Pour rejeter l’argument tiré de la voie de fait, la Cour de cassation juge que des gamètes humains ne constituent pas des biens au sens de l’article 1er du protocole additionnel n° 1 à la Convention de sauvegarde des droits de l’homme et des libertés fondamentales, eu égard à la portée économique et patrimoniale attachée à ce texte – s’appuyant sur un arrêt de la Cour européenne des droits de l’homme du 27 août 2015, n° 46470/11, suivant lequel : « En effet, eu égard à la portée économique et patrimoniale qui s’attache à cet article, les embryons humains ne sauraient être réduits à des « biens » au sens de cette disposition » – dont seule la personne peut en disposer et considère également que la liberté de procréer n’entre pas dans le champ de la liberté individuelle au sens de l’article 66 de la Constitution, selon lequel « Nul ne peut être arbitrairement détenu. L’autorité judiciaire, gardienne de la liberté individuelle, assure le respect de ce principe dans les conditions prévues par la loi. »
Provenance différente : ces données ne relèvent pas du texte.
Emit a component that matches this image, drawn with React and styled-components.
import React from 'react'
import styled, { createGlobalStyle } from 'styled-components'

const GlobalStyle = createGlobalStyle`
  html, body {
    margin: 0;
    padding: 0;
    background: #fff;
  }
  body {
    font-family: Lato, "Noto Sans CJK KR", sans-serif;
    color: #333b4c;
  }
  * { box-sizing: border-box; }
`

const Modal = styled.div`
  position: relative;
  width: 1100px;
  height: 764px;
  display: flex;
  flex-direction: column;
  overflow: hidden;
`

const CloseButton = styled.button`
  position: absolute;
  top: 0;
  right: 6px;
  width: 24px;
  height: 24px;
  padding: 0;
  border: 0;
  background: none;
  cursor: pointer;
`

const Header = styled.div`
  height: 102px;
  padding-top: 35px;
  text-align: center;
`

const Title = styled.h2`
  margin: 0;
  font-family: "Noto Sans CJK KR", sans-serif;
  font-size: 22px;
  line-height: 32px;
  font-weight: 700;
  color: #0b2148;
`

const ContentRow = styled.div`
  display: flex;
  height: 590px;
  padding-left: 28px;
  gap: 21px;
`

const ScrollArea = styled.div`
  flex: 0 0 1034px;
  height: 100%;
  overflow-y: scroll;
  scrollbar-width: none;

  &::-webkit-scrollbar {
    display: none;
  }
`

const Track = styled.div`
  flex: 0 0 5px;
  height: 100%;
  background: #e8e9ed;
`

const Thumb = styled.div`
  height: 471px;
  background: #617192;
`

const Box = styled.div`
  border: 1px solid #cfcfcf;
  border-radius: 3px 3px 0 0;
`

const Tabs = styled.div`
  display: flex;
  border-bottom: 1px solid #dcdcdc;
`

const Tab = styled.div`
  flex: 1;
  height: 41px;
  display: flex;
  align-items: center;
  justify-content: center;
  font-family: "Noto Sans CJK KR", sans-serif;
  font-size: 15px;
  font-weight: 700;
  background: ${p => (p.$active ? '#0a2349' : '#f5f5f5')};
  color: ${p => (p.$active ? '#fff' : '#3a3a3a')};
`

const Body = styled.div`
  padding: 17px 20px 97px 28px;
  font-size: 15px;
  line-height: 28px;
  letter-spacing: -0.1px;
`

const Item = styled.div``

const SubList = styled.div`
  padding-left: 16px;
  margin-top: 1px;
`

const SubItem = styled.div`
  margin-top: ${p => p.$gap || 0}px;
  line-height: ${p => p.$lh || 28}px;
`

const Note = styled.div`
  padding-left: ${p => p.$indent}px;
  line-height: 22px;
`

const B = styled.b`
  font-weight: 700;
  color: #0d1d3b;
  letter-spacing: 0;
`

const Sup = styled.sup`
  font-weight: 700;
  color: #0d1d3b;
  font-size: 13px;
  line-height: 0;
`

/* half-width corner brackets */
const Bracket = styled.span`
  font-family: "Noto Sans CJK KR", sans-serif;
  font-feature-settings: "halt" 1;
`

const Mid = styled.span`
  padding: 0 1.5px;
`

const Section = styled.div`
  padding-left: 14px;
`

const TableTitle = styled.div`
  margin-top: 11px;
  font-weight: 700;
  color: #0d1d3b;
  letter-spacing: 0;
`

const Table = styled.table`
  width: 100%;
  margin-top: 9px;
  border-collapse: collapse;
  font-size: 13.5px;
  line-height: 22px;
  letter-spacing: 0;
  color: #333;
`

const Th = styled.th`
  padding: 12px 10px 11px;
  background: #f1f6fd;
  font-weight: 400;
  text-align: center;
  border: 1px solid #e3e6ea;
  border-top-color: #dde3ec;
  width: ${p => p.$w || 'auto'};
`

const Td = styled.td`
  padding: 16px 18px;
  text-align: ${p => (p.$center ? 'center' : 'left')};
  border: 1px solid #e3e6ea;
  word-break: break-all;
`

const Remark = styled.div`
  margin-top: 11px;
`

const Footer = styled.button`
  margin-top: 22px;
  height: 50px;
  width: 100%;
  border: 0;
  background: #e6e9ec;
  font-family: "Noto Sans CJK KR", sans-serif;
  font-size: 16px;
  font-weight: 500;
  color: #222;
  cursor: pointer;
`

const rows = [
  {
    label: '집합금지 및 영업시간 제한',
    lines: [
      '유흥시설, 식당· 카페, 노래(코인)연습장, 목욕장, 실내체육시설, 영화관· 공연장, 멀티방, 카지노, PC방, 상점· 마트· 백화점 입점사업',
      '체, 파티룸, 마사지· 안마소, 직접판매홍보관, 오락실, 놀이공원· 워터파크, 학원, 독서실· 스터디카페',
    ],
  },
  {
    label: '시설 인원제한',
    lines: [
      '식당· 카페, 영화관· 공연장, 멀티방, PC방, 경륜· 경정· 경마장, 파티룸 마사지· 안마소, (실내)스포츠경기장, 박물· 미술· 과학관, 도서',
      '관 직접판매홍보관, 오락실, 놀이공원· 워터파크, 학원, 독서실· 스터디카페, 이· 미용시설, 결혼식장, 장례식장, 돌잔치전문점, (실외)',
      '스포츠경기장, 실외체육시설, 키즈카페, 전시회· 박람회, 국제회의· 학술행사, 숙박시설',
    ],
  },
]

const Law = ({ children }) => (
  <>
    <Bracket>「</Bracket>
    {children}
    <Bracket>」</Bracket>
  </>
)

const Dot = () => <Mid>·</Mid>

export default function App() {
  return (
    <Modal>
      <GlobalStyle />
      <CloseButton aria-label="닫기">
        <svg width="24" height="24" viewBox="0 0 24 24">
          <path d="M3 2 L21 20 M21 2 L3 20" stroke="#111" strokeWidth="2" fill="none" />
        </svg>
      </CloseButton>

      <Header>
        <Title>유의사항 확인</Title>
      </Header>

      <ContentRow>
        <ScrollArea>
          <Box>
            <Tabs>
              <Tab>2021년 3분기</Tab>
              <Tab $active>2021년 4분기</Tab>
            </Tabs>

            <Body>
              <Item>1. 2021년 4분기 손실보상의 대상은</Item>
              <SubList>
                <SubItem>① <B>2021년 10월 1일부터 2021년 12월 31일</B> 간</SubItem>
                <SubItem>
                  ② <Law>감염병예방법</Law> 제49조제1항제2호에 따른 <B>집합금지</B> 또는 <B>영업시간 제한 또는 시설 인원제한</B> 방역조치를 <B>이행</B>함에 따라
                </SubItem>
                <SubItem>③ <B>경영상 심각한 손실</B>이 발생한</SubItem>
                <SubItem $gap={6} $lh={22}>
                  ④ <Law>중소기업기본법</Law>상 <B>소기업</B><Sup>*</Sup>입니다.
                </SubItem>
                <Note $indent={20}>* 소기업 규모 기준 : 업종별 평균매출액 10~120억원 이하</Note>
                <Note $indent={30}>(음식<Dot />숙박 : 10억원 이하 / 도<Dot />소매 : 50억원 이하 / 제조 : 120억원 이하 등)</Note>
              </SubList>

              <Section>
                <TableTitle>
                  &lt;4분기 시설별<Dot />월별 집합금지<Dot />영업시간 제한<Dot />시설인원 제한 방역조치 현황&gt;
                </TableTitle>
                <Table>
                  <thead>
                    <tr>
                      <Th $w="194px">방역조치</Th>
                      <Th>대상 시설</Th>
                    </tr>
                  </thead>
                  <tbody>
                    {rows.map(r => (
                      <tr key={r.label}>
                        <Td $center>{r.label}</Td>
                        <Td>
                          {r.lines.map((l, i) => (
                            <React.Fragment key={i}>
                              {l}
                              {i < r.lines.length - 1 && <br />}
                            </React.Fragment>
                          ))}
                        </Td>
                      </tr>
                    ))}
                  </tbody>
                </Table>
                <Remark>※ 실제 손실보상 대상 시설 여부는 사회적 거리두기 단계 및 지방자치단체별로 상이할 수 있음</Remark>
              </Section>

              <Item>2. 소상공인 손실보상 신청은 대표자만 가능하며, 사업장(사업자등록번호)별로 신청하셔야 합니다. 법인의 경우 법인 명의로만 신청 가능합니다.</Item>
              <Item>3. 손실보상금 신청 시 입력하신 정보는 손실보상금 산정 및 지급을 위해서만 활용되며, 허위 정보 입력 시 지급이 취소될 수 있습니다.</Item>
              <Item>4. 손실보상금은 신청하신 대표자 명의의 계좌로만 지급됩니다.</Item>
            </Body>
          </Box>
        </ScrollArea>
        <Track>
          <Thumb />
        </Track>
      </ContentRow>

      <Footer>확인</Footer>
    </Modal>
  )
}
La première chambre civile retient sur ces éléments l’incompétence du juge judiciaire.
Selon certains auteurs, la motivation retenue par la Cour de cassation est constante et suit celle retenue par le Conseil d’État dans l’arrêt du 31 mai 2016, n° 396848, Gonzales Gomez. Cette décision de la première chambre s’inscrit également dans la lettre de l’article 18, alinéa 2, de la convention d’Oviedo du 4 avril 1997 sur les droits de l’homme et la biomédecine, relatif à la constitution d’embryons humains aux fins de recherche, mais surtout, elle suit l’interprétation stricte donnée par le Conseil constitutionnel de la notion de liberté individuelle de l’article 66 de la Constitution, pour qui le moyen tiré de son atteinte ne vise que les situations de privations de liberté (garde à vue, mesures de rétention et hospitalisation sans consentement).
Également, la Cour de cassation s’aligne sur sa jurisprudence au travers de laquelle, par un arrêt rendu en assemblée plénière, elle a considéré que le droit à la vie n’entrait pas dans le champ de la liberté individuelle au sens de l’article 66 de la Constitution (Cass., ass. plén. 28 juin 2019, n° 19-17.330).